All these paths are indicative of an attempt to traverse the URL path, and must be rejected by your application. /../../OtherPath/ /..//OtherPath/ /%2E%2E%2f/OtherPath/

Frequently Asked Questions
Do I need to validate Request.ServerVariables collection?

Request.ServerVariables may be applicable as some elements in this collection may have user data or may be tampered with, including but not limited to HTTP_<HeaderName>

SERVER_NAME
URL
REMOTE_ADDR
REMOTE_HOST
REMOTE_USER
For example, Request.ServerVariables, also called HTTP_REFERER, is used many times by attackers for spoofing. Applications consuming this variable without validation may fall into a trap and process a malicious request that appears to originate from a trusted URL.
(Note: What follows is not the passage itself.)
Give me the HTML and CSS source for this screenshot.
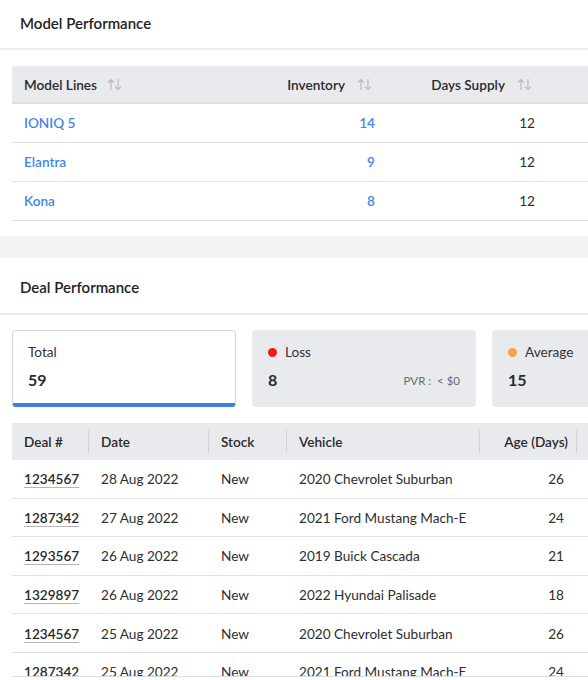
FILE: index.html
```html
<!DOCTYPE html>
<html>
<head>
<meta charset="utf-8">
<link rel="stylesheet" href="styles.css">
</head>
<body>
<div class="page">
  <section class="panel">
    <h2 class="panel-title first">Model Performance</h2>
    <div class="model-table">
      <div class="mt-row mt-head">
        <div class="mc name">Model Lines <svg class="sort" viewBox="0 0 15 13"><path d="M4 12V1.5M1 4.5L4 1.5L7 4.5M11 1V11.5M8 8.5L11 11.5L14 8.5"/></svg></div>
        <div class="mc inv">Inventory <svg class="sort" viewBox="0 0 15 13"><path d="M4 12V1.5M1 4.5L4 1.5L7 4.5M11 1V11.5M8 8.5L11 11.5L14 8.5"/></svg></div>
        <div class="mc days">Days Supply <svg class="sort" viewBox="0 0 15 13"><path d="M4 12V1.5M1 4.5L4 1.5L7 4.5M11 1V11.5M8 8.5L11 11.5L14 8.5"/></svg></div>
        <div class="mc"></div>
      </div>
      <div class="mt-row">
        <div class="mc name link">IONIQ 5</div>
        <div class="mc inv link">14</div>
        <div class="mc days">12</div>
        <div class="mc"></div>
      </div>
      <div class="mt-row">
        <div class="mc name link">Elantra</div>
        <div class="mc inv link">9</div>
        <div class="mc days">12</div>
        <div class="mc"></div>
      </div>
      <div class="mt-row">
        <div class="mc name link">Kona</div>
        <div class="mc inv link">8</div>
        <div class="mc days">12</div>
        <div class="mc"></div>
      </div>
    </div>
  </section>

  <div class="band"></div>

  <section class="panel">
    <h2 class="panel-title second">Deal Performance</h2>
    <div class="cards">
      <div class="card active">
        <div class="card-label">Total</div>
        <div class="card-value">59</div>
      </div>
      <div class="card">
        <div class="card-label"><span class="dot red"></span>Loss</div>
        <div class="card-bottom">
          <div class="card-value">8</div>
          <div class="pvr">PVR :&nbsp; &lt; $0</div>
        </div>
      </div>
      <div class="card">
        <div class="card-label"><span class="dot orange"></span>Average</div>
        <div class="card-value">15</div>
      </div>
    </div>

    <div class="deal-wrap">
      <div class="dt-row dt-head">
        <div class="dc deal">Deal #</div>
        <div class="dc date">Date</div>
        <div class="dc stock">Stock</div>
        <div class="dc veh">Vehicle</div>
        <div class="dc age">Age (Days)</div>
        <div class="dc fill"></div>
      </div>
      <div class="dt-row">
        <div class="dc deal"><span class="num">1234567</span></div>
        <div class="dc date">28 Aug 2022</div>
        <div class="dc stock">New</div>
        <div class="dc veh">2020 Chevrolet Suburban</div>
        <div class="dc age">26</div>
        <div class="dc fill"></div>
      </div>
      <div class="dt-row">
        <div class="dc deal"><span class="num">1287342</span></div>
        <div class="dc date">27 Aug 2022</div>
        <div class="dc stock">New</div>
        <div class="dc veh">2021 Ford Mustang Mach-E</div>
        <div class="dc age">24</div>
        <div class="dc fill"></div>
      </div>
      <div class="dt-row">
        <div class="dc deal"><span class="num">1293567</span></div>
        <div class="dc date">26 Aug 2022</div>
        <div class="dc stock">New</div>
        <div class="dc veh">2019 Buick Cascada</div>
        <div class="dc age">21</div>
        <div class="dc fill"></div>
      </div>
      <div class="dt-row">
        <div class="dc deal"><span class="num">1329897</span></div>
        <div class="dc date">26 Aug 2022</div>
        <div class="dc stock">New</div>
        <div class="dc veh">2022 Hyundai Palisade</div>
        <div class="dc age">18</div>
        <div class="dc fill"></div>
      </div>
      <div class="dt-row">
        <div class="dc deal"><span class="num">1234567</span></div>
        <div class="dc date">25 Aug 2022</div>
        <div class="dc stock">New</div>
        <div class="dc veh">2020 Chevrolet Suburban</div>
        <div class="dc age">26</div>
        <div class="dc fill"></div>
      </div>
      <div class="dt-row">
        <div class="dc deal"><span class="num">1287342</span></div>
        <div class="dc date">25 Aug 2022</div>
        <div class="dc stock">New</div>
        <div class="dc veh">2021 Ford Mustang Mach-E</div>
        <div class="dc age">24</div>
        <div class="dc fill"></div>
      </div>
    </div>
  </section>
</div>
</body>
</html>
```
FILE: styles.css
```css
* { box-sizing: border-box; }

html, body {
  margin: 0;
  padding: 0;
  background: #ffffff;
}

body {
  width: 588px;
  height: 680px;
  overflow: hidden;
  font-family: "Lato", "Noto Sans", sans-serif;
  font-size: 13.6px;
  color: #2e2e30;
}

.page {
  width: 588px;
  overflow: hidden;
}

.panel {
  background: #fff;
  overflow: hidden;
}

.panel-title {
  margin: 0;
  padding: 0 20px;
  font-size: 15px;
  line-height: 18px;
  font-weight: 600;
  color: #222;
  border-bottom: 2px solid #ebecee;
}

.panel-title.first {
  padding-top: 14px;
  padding-bottom: 16px;
}

.panel-title.second {
  padding-top: 20px;
  padding-bottom: 17px;
}

/* Model table */
.model-table {
  margin: 16px 0 15px 12px;
}

.mt-row {
  display: grid;
  grid-template-columns: 265px 110px 160px 1fr;
  height: 39px;
  align-items: center;
  border-bottom: 1px solid #e0e1e4;
}

.mt-head {
  height: 38px;
  background: #e9eaed;
  border-bottom: 2px solid #dfe0e3;
  font-weight: 600;
  color: #2a2a2c;
  padding-top: 1px;
}

.mc {
  display: flex;
  align-items: center;
  line-height: 18px;
}

.mc.name { padding-left: 12px; }
.mc.inv { justify-content: flex-end; padding-right: 12px; }
.mc.days { justify-content: flex-end; padding-right: 12px; }
.mt-head .mc.inv { padding-right: 15px; }
.mt-head .mc.days { padding-right: 15px; }

.link {
  color: #3f86ea;
  font-weight: 600;
}

.sort {
  width: 15px;
  height: 13px;
  margin-left: 10px;
  fill: none;
  stroke: #b9bcc1;
  stroke-width: 1.2;
}
.mt-head .inv .sort, .mt-head .days .sort { margin-left: 12px; }

.band {
  height: 22px;
  background: #f1f2f4;
}

/* Cards */
.cards {
  display: flex;
  gap: 16px;
  margin: 15px 0 0 12px;
}

.card {
  flex: 0 0 224px;
  height: 77px;
  border-radius: 4px;
  background: #e9eaed;
  padding: 14px 16px 0 16px;
}

.card.active {
  background: #fff;
  border: 1px solid #d5d6d9;
  border-bottom: 4px solid #3a7fe2;
  padding: 13px 15px 0 15px;
}

.card-label {
  display: flex;
  align-items: center;
  line-height: 16px;
  font-size: 13.6px;
  color: #333;
}

.dot {
  width: 9px;
  height: 9px;
  border-radius: 50%;
  margin-right: 8px;
}
.dot.red { background: #ee1c1c; }
.dot.orange { background: #f7a43d; }

.card-bottom {
  display: flex;
  align-items: center;
  justify-content: space-between;
}

.card-value {
  margin-top: 10px;
  font-size: 16px;
  line-height: 20px;
  font-weight: 700;
  color: #2a2a2a;
}

.pvr {
  margin-top: 10px;
  font-size: 11.5px;
  color: #6a6b6e;
}

/* Deal table */
.deal-wrap {
  margin: 16px 0 0 12px;
  height: 254px;
  overflow: hidden;
  border-bottom: 1px solid #dcdde0;
}

.dt-row {
  display: grid;
  grid-template-columns: 77px 120px 78px 193px 97px 1fr;
  height: 38.6px;
  align-items: center;
  border-bottom: 1px solid #e0e1e4;
  padding-top: 1px;
}

.dt-head {
  height: 37px;
  background: #e9eaed;
  border-bottom: none;
  font-weight: 600;
  color: #2a2a2c;
  padding-top: 0;
}

.dc {
  padding-left: 12px;
  line-height: 18px;
  white-space: nowrap;
}

.dt-head .dc {
  border-right: 1px solid #d3d4d8;
  height: 23px;
  display: flex;
  align-items: center;
}
.dt-head .dc.fill { border-right: none; }

.dc.age {
  text-align: right;
  padding-right: 13px;
}
.dt-head .dc.age {
  justify-content: flex-end;
  padding-right: 8px;
}

.num {
  font-weight: 600;
  color: #2a2a2a;
  text-decoration: underline;
  text-decoration-color: #b3b5b9;
  text-decoration-thickness: 1px;
  text-underline-offset: 3px;
}
```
What security attacks are possible if input is not validated before being consumed?

The following attacks are possible in this scenario:

Cross site scripting
Server-side Request Forgery
Path Traversal
SQL injection
XML injection
OS Command injection
LDAP injection
Canonicalization issues
Integer Overflow/Underflow
Response Splitting
Data Tampering
Code Injection
What is the difference between deny-listing and allow-listing approaches for validating input?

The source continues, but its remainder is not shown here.